问题描述
我正在关注此网站,以从IMDB获取信息:https://www.analyticsvidhya.com/blog/2017/03/beginners-guide-on-web-scraping-in-r-using-rvest-with-hands-on-knowledge/
但是,IMDB中缺少某些数据。该网站建议进行外观检查并编写如下功能:
for (i in c(39,73,80,89)){
a<-Metascore_data[1:(i-1)]
b<-Metascore_data[i:length(Metascore_data)]
Metascore_data<-append(a,list("NA"))
Metascore_data<-append(Metascore_data,b)
}
我想知道是否有更好的方法以编程方式处理此问题?
解决方法
以下对我有用:
library(rvest)
URL <- 'https://www.imdb.com/search/title/?title_type=feature&online_availability=US/IMDbTV&start=1251&ref_=adv_nxt'
webpage <- read_html(URL)
genres <- webpage %>%
html_nodes('span.genre') %>%
html_text() %>%
trimws()
这将返回50个值:
genres
# [1] "Comedy,Romance" "Action,Crime,Drama"
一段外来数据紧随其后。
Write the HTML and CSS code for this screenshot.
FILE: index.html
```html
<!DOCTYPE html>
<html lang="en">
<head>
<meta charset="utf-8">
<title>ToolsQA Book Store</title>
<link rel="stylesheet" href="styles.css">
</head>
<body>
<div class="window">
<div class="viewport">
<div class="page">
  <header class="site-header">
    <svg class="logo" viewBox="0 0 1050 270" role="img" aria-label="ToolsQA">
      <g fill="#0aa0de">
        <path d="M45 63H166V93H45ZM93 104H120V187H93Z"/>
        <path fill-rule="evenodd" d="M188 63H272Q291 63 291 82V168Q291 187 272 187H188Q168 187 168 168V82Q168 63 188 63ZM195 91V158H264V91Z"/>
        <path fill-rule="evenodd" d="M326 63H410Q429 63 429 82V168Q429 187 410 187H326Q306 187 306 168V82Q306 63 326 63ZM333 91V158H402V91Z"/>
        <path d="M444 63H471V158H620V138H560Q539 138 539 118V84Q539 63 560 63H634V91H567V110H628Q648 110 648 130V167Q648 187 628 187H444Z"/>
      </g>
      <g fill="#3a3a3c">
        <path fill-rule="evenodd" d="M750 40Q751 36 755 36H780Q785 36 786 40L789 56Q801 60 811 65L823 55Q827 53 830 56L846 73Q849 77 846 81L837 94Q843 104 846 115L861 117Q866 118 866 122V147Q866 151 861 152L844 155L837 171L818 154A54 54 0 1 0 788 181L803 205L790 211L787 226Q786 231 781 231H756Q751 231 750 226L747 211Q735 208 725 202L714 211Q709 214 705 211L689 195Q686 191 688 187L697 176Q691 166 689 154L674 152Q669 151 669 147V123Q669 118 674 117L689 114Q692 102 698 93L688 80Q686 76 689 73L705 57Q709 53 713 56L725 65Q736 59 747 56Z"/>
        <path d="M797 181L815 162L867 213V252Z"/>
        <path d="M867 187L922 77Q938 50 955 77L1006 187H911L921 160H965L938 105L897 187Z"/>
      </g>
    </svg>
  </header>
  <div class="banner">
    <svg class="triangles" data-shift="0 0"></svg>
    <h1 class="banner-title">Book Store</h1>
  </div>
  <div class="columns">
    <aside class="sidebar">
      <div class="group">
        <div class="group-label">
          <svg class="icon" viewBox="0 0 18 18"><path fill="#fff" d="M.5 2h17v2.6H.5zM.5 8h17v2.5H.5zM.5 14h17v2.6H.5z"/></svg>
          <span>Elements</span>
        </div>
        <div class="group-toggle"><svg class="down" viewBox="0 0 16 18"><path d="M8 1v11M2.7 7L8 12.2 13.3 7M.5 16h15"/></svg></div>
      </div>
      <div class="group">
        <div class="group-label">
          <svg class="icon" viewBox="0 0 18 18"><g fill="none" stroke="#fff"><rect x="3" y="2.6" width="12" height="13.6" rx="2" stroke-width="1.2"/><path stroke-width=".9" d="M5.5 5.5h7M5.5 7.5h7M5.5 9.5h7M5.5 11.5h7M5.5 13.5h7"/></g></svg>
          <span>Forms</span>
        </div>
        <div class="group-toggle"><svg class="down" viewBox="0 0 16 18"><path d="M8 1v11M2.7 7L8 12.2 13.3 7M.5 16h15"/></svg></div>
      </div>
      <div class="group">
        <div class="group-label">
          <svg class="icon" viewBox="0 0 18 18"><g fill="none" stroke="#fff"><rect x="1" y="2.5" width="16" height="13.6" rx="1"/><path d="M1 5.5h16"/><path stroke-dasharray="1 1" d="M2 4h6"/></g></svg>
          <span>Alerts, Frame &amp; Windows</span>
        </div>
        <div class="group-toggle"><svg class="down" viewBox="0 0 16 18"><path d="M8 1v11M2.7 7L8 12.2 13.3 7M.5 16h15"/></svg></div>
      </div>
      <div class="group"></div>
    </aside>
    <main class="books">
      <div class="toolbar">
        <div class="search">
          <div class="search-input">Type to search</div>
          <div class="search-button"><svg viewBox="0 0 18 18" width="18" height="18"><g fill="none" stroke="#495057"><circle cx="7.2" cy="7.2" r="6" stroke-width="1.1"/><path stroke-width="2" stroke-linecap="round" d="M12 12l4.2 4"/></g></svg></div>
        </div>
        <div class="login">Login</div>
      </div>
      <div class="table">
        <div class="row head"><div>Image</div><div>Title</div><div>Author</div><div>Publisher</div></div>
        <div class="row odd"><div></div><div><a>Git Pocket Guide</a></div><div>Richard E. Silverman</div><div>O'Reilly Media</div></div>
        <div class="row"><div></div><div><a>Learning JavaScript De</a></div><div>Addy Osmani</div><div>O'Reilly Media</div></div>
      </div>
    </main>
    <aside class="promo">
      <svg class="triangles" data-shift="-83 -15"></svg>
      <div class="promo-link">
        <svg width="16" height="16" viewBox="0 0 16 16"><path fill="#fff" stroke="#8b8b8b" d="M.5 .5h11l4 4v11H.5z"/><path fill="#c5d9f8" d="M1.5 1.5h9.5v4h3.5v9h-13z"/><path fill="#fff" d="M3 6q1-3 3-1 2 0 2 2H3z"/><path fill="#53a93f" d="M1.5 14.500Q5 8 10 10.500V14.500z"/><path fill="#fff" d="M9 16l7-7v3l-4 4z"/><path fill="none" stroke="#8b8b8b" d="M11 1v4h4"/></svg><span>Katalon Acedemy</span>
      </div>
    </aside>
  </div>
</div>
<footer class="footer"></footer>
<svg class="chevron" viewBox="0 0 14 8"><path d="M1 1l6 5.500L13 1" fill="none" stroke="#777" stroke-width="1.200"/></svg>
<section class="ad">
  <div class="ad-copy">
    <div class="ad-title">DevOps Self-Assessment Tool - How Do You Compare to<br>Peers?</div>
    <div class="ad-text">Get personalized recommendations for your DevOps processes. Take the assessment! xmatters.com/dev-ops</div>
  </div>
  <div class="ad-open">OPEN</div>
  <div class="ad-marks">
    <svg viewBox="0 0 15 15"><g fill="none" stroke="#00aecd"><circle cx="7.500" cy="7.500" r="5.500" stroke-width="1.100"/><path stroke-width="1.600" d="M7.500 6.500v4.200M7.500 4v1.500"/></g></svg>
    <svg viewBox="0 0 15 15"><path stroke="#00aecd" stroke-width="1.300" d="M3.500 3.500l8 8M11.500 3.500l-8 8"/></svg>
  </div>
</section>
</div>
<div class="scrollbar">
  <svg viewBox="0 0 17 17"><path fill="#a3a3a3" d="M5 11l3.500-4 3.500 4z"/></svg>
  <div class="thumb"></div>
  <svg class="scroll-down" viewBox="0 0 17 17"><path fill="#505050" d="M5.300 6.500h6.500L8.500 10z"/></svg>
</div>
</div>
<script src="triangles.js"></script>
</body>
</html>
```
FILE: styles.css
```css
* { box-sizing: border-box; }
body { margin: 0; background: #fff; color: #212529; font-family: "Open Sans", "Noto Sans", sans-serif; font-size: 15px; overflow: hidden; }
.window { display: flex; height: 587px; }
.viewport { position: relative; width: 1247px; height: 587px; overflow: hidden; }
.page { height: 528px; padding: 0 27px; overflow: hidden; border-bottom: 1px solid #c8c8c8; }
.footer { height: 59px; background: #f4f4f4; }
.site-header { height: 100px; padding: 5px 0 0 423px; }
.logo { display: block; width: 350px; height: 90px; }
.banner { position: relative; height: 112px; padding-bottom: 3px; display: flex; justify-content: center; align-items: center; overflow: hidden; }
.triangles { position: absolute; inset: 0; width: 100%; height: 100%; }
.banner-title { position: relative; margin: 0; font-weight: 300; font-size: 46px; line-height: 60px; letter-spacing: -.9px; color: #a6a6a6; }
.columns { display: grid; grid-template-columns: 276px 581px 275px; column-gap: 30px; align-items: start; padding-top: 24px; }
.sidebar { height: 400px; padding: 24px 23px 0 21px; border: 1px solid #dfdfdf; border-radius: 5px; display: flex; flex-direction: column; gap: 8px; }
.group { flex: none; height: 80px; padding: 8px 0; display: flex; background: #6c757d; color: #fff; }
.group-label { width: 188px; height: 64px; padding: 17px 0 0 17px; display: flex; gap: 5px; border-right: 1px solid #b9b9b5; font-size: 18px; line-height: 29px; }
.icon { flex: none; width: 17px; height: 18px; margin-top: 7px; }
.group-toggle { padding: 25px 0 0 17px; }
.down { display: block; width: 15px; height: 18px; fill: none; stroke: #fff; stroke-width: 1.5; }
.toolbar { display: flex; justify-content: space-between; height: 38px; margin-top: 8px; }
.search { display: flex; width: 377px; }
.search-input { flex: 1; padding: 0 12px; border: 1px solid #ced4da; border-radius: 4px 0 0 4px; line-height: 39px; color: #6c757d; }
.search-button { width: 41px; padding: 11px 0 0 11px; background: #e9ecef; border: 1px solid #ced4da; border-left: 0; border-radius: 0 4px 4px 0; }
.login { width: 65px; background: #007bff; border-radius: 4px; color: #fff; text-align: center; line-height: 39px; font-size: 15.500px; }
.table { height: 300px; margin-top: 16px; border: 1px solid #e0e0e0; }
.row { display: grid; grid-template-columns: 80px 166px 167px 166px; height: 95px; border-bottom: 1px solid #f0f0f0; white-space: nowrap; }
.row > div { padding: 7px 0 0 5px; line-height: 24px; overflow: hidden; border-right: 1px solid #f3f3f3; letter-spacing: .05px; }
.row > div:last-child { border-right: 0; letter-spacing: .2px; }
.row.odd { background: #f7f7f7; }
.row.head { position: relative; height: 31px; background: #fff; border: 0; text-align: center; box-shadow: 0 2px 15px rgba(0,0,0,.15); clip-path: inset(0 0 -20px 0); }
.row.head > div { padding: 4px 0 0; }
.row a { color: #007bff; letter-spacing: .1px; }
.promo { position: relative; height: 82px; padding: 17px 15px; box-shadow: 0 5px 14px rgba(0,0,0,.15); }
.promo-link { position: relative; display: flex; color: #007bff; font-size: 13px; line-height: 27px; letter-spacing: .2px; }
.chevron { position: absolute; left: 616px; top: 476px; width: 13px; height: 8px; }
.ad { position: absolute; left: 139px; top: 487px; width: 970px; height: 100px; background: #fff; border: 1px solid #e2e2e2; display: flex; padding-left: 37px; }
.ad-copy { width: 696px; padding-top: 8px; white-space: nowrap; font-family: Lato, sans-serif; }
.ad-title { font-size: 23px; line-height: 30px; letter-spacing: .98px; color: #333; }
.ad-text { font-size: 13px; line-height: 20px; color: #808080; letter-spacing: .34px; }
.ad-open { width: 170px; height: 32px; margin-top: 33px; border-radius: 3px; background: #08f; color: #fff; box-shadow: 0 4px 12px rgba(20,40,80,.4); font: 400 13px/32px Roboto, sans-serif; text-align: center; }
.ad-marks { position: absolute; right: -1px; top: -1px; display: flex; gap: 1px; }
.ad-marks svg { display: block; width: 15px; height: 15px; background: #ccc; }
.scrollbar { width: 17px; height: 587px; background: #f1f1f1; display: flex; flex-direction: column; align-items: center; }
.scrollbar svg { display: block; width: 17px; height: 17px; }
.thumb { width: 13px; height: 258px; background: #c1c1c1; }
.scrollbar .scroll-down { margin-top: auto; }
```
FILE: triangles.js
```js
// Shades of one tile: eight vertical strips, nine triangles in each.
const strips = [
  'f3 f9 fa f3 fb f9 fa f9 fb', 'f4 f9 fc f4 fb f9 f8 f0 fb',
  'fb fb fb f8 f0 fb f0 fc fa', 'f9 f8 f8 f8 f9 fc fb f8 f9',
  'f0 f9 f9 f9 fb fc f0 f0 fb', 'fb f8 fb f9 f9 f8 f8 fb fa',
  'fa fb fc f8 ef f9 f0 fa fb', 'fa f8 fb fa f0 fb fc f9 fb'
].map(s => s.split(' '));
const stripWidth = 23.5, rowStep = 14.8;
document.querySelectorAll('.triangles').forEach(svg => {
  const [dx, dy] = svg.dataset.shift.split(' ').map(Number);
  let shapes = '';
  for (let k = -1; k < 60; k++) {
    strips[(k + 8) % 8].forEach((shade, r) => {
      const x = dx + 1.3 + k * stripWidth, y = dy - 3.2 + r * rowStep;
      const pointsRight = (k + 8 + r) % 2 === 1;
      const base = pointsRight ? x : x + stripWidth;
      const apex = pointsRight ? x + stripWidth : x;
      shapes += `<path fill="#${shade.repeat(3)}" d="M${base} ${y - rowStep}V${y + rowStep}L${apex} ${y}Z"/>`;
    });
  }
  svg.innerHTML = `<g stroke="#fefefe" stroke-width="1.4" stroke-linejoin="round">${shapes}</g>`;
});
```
# [3] "Action,Horror,Sci-Fi" "Action,Adventure,Thriller"
# [5] "Adventure,Comedy,Family" "Comedy"
# [7] "Action,Thriller" "Comedy,Drama,Romance"
# [9] "Comedy" "Comedy"
#[11] "Action,Drama" "Action,Thriller"
#[13] "Action,Thriller" "Mystery,Thriller"
#[15] "Crime,Thriller" "Drama,Horror"
#[17] "Animation,War" "Drama,Thriller"
#[19] "Action,Drama" "Drama,Sci-Fi"
#[21] "Adventure,Family" "Crime,Drama"
#[23] "Action,Thriller" "Action,Sci-Fi"
#[25] "Thriller" "Comedy,Crime"
#[27] "Comedy,Biography,Drama"
#[29] "Adventure,Comedy" "Crime,Thriller"
#[31] "Drama,Sci-Fi,Thriller" "Comedy,Romance"
#[33] "Action,Thriller" "Action,Sci-Fi"
#[35] "Action,Drama" "Action,Drama"
#[37] "Action,Thriller" "Action,War"
#[39] "Drama,Thriller" "Animation,Family"
#[41] "Drama,Romance" "Action,Fantasy"
#[43] "Action,Fantasy" "Comedy,Drama"
#[45] "Action,Sci-Fi"
#[47] "Drama,Romance" "Animation,Family,Fantasy"
#[49] "Action,Fantasy" "Mystery,Thriller"